>>>>

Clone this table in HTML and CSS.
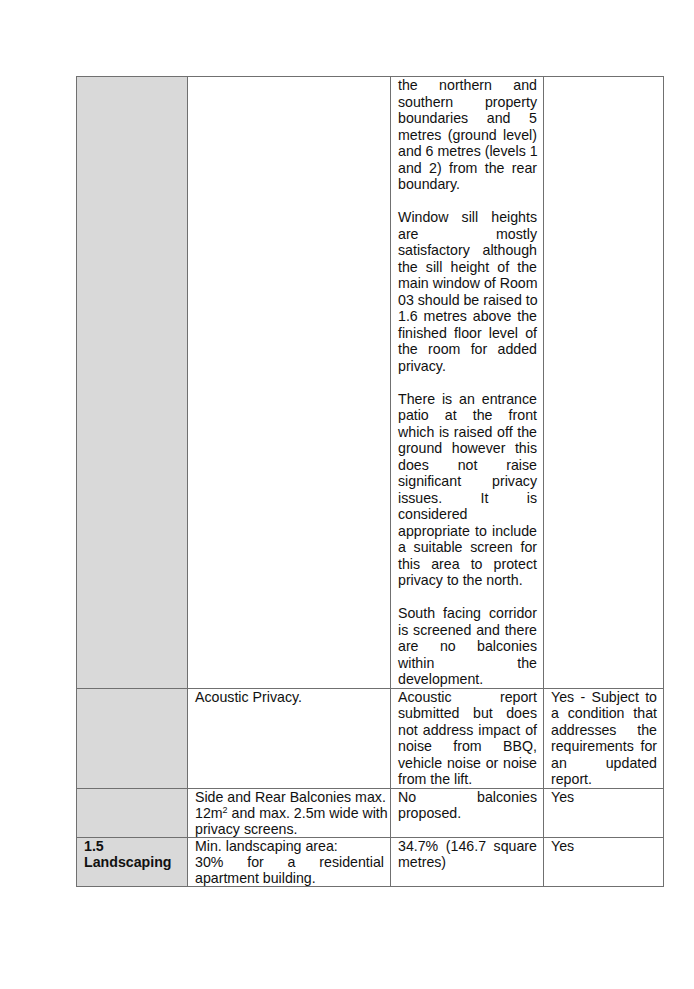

<<<<
>>>>

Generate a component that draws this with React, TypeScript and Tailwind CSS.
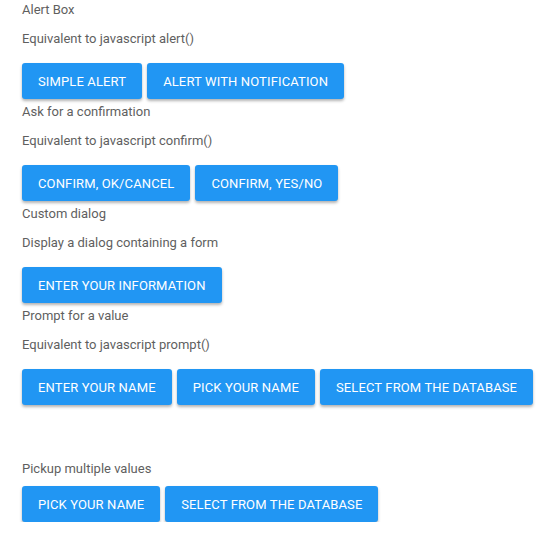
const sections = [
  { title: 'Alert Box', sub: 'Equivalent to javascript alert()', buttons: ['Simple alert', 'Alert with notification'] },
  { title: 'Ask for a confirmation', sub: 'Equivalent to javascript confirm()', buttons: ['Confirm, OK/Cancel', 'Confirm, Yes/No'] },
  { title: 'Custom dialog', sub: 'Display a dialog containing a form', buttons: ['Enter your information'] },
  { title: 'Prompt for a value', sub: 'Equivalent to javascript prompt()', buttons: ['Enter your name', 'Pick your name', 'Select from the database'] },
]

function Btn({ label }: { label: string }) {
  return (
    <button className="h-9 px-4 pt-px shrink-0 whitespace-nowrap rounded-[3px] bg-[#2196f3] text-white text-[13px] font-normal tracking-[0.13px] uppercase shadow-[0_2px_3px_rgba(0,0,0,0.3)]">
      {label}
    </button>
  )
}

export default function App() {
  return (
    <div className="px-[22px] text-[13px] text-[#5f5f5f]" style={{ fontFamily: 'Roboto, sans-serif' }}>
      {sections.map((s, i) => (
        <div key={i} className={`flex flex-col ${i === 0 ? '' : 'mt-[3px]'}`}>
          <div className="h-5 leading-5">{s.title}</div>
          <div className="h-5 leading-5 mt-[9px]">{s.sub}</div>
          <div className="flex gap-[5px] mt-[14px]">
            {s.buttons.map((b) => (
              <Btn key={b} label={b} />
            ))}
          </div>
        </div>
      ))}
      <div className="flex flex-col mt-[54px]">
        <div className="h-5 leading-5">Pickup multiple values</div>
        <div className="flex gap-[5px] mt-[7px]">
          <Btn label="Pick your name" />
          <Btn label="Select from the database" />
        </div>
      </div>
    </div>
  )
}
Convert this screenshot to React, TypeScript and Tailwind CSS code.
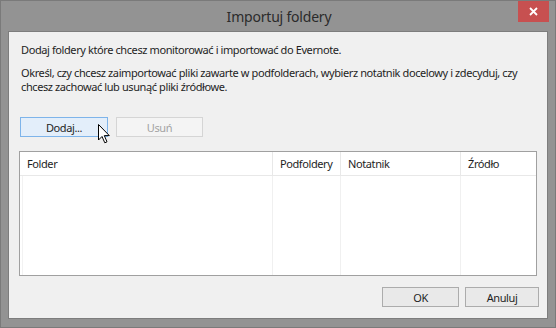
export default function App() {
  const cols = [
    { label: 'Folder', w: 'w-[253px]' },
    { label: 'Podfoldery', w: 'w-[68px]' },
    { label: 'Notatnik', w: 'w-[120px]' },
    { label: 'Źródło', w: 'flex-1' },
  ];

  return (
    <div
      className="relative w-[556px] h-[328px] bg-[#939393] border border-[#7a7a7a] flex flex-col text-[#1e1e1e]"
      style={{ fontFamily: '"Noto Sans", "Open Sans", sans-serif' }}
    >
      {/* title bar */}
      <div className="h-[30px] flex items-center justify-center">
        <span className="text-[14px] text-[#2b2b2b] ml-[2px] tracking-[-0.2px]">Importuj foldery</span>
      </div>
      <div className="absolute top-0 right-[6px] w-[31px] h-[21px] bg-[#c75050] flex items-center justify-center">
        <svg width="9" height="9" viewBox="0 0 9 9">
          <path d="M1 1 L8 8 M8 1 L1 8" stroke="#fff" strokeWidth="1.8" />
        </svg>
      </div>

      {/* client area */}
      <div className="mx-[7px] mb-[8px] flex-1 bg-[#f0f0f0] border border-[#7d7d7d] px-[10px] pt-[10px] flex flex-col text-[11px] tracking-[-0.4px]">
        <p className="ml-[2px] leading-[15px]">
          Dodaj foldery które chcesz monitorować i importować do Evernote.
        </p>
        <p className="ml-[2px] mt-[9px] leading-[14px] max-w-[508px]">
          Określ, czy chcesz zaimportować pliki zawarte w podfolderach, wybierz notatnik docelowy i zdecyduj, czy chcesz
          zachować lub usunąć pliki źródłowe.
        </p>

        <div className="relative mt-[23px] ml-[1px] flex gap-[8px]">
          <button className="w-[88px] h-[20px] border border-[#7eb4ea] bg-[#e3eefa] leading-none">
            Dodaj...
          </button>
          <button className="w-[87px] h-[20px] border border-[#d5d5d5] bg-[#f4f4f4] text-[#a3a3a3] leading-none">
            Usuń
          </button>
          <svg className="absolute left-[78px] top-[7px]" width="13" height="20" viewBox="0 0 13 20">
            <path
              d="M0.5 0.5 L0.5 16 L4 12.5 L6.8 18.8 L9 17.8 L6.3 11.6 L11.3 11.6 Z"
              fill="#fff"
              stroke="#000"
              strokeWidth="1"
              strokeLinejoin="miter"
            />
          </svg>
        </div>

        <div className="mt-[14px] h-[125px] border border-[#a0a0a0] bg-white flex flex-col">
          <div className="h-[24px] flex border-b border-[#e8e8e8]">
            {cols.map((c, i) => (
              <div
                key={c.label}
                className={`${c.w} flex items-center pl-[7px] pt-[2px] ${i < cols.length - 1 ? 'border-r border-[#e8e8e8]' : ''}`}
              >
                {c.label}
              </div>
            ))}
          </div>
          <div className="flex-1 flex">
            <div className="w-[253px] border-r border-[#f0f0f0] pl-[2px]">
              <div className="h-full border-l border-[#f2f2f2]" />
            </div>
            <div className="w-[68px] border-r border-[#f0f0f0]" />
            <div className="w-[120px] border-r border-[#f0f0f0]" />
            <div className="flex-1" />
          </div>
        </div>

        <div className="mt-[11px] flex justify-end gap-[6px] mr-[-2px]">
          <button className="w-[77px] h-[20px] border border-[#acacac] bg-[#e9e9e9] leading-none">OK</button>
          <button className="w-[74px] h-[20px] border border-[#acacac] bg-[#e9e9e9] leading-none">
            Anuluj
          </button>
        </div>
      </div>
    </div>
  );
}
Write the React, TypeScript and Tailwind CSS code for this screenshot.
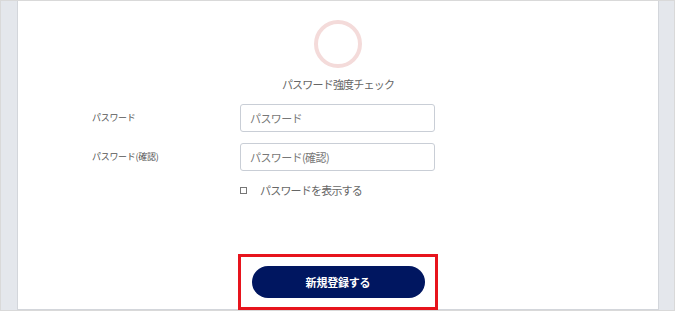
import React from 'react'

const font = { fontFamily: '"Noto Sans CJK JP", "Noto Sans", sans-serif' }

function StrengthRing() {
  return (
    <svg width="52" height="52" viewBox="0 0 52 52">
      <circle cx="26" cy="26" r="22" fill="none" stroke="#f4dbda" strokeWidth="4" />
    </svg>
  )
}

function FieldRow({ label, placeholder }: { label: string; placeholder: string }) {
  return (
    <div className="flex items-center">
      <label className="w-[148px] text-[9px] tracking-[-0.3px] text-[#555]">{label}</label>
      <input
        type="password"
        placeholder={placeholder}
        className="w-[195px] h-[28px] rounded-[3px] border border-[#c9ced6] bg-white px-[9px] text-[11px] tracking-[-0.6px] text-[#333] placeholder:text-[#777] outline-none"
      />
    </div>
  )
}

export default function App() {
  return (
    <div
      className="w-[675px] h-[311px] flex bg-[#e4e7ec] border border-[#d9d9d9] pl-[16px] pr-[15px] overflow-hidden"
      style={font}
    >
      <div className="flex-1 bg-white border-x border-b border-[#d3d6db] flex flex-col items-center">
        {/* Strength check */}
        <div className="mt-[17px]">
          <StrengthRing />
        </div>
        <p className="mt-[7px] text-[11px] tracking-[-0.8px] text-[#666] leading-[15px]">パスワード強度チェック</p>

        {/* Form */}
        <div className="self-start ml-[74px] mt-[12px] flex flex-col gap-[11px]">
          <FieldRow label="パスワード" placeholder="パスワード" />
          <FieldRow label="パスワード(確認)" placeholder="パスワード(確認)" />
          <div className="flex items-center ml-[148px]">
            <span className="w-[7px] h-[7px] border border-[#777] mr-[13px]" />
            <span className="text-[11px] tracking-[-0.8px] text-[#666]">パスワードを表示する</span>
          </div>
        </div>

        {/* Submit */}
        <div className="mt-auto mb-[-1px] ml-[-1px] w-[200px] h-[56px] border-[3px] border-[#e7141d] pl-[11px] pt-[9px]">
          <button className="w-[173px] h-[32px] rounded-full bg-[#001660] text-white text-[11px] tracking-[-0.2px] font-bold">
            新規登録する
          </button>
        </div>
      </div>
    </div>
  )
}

<<<<

▶ _Stated exercise_: Return every line above that contains the word "Tailwind".

▶ _Correct response_:
Generate a component that draws this with React, TypeScript and Tailwind CSS.
Convert this screenshot to React, TypeScript and Tailwind CSS code.
Write the React, TypeScript and Tailwind CSS code for this screenshot.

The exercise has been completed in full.